A few miles away from where we talked sits McKeesport, another mill town displaying plenty of rust and abandoned buildings in place of the factories and thriving businesses that were once there.
The notable exception to that rule, however, is the old U.S. Steel Pipe and Tube Works, which has been cleaned up and modernized to house what many in the valley hope is the embryo of a bright new future.
The Steelworkers, the United Transportation Union and the Building Trades Council are partnering with U.S. Steel, Duquesne Power and Light, and Carnegie Mellon University in a venture called Maglev Inc., which started 19 years ago. The corporation, in which the unions hold a 50 percent stake, is ready now to begin building the nation’s first magnetic levitation high-speed rail service.

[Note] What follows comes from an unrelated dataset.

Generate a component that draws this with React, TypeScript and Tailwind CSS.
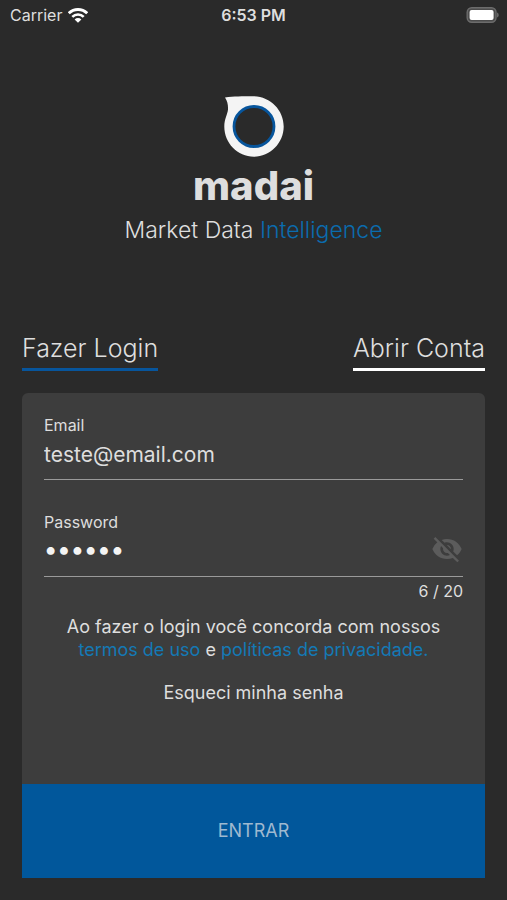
import React, { useState } from 'react';
import { MdVisibility, MdVisibilityOff } from 'react-icons/md';

const MAX_PASSWORD = 20;

const StatusBar: React.FC = () => (
  <header className="grid grid-cols-3 items-center h-[30px] px-2 text-base text-[#dedede]">
    <div className="flex items-center gap-1.5 pl-0.5">
      <span>Carrier</span>
      <svg className="w-5 h-[15px]" viewBox="0 0 20 15" aria-hidden="true">
        <path d="M.8 5.300a13 13 0 0 1 18.400 0" fill="none" stroke="#ffffff" strokeWidth="2.800" />
        <path d="M4.300 8.900a8 8 0 0 1 11.400 0" fill="none" stroke="#ffffff" strokeWidth="2.600" />
        <path d="M10 14.800 6.600 11.400a4.900 4.900 0 0 1 6.800 0z" fill="#ffffff" />
      </svg>
    </div>
    <span className="text-center font-semibold">6:53 PM</span>
    <svg className="justify-self-end w-[33px] h-4" viewBox="0 0 33 16" aria-hidden="true">
      <rect x="1.200" y="0.700" width="28.800" height="14.600" rx="4.500" fill="#4c4c4c" stroke="#6c6c6c" strokeWidth="1.400" />
      <rect x="3.600" y="3" width="24" height="10" rx="2" fill="#ffffff" />
      <path d="M31.200 5.500c1 .6 1.400 1.400 1.400 2.500s-.4 1.900-1.400 2.500z" fill="#777777" />
    </svg>
  </header>
);

const Brand: React.FC = () => (
  <div className="flex flex-col items-center pt-[66px] text-[#dedede]">
    <svg className="w-[60px] h-[61px]" viewBox="0 0 60 61" aria-hidden="true">
      <path
        d="M1 1.500C10 .3 18 .3 29 .3C46 .3 59.700 14 59.700 30.500C59.700 47 46 60.700 30 60.700C13.500 60.700 .3 47 .3 30.500C.3 23 3.600 18 4 13.500C4.200 9 3.400 5 1 1.500Z"
        fill="#f4f4f4"
      />
      <circle cx="30" cy="30.500" r="20" fill="#2a2a2a" stroke="#07559c" strokeWidth="2.800" />
    </svg>
    <h1 className="mt-2 text-[40px] leading-[42px] font-extrabold">madai</h1>
    <p className="mt-[7px] text-[23px] leading-8 font-light">
      Market Data <span className="text-[#0b6cae]">Intelligence</span>
    </p>
  </div>
);

const App: React.FC = () => {
  const [email, setEmail] = useState('teste@email.com');
  const [password, setPassword] = useState('123456');
  const [visible, setVisible] = useState(false);

  return (
    <div className="flex flex-col min-h-screen bg-[#2a2a2a] font-[Inter,sans-serif]">
      <StatusBar />
      <Brand />

      <main className="flex flex-col flex-grow px-[22px] pb-[22px] mt-[86px]">
        <nav className="flex items-center justify-between text-[25px] leading-8 font-light text-[#dedede]">
          <a href="#login" className="pb-1 border-b-3 border-[#07559c]">Fazer Login</a>
          <a href="#conta" className="pb-1 border-b-3 border-white">Abrir Conta</a>
        </nav>

        <form className="flex flex-col flex-grow mt-[22px] rounded-t-md overflow-hidden bg-[#3d3d3d] text-[#dedede]" onSubmit={(e) => e.preventDefault()}>
          <div className="flex flex-col flex-grow px-[22px] pt-5">
            <label htmlFor="email" className="text-base">Email</label>
            <input
              id="email"
              type="email"
              value={email}
              onChange={(e) => setEmail(e.target.value)}
              className="w-full h-[43px] pb-2 border-b border-[#9a9a9a] text-[21px] outline-none"
            />

            <label htmlFor="password" className="mt-[30px] text-base">Password</label>
            <div className="flex items-center h-[43px] border-b border-[#9a9a9a]">
              <input
                id="password"
                type={visible ? 'text' : 'password'}
                value={password}
                maxLength={MAX_PASSWORD}
                onChange={(e) => setPassword(e.target.value)}
                className="flex-grow min-w-0 h-full pb-3 text-[25px] font-medium text-[#f4f4f4] outline-none"
              />
              <button type="button" aria-label="Mostrar senha" onClick={() => setVisible(!visible)} className="pb-3 text-[32px] text-[#5c5c5c]">
                {visible ? <MdVisibility /> : <MdVisibilityOff />}
              </button>
            </div>
            <span className="self-end mt-1 text-base leading-5">{password.length} / {MAX_PASSWORD}</span>

            <p className="mt-3.5 text-lg leading-[23px] text-center">
              Ao fazer o login você concorda com nossos{' '}
              <br />
              <a href="#termos" className="text-[#1479b5]">termos de uso</a> e{' '}
              <a href="#privacidade" className="text-[#1479b5]">políticas de privacidade.</a>
            </p>
            <a href="#senha" className="self-center mt-5 text-lg leading-[23px]">Esqueci minha senha</a>
          </div>

          <button type="submit" className="h-[94px] bg-[#01579b] text-lg text-[#9fb9d0]">ENTRAR</button>
        </form>
      </main>
    </div>
  );
};

export default App;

Jay Weinberg, Maglev’s vice president, had been president of the union local at Homestead for 12 years.
Happy about a $28 million federal grant Maglev landed only an hour before we arrived, Weinberg said it will take a lot more for the project to really get underway. He is hopeful, however, because the Obama administration has committed itself to help in the new company’s effort to build a network connecting towns all over Pennsylvania with trains propelled by magnetic levitation. Eventually the network would grow toward Boston in the east and Chicago in the west.
Maglev has requested $2.3 billion from the $773 billion stimulus package. “With that money we could build from the airport to Pittsburgh and out east into the suburbs,” Weinberg said, “creating many good paying union jobs for steelworkers.”
The company has kept itself going, while it fights for funds, by fulfilling various contracts, many of them with the government. To go from its current staff of seven, however, into an operation that has the potential to keep steel mills buzzing for a long time to come, the Mon Valley just might need the Marshall plan Stout talked about.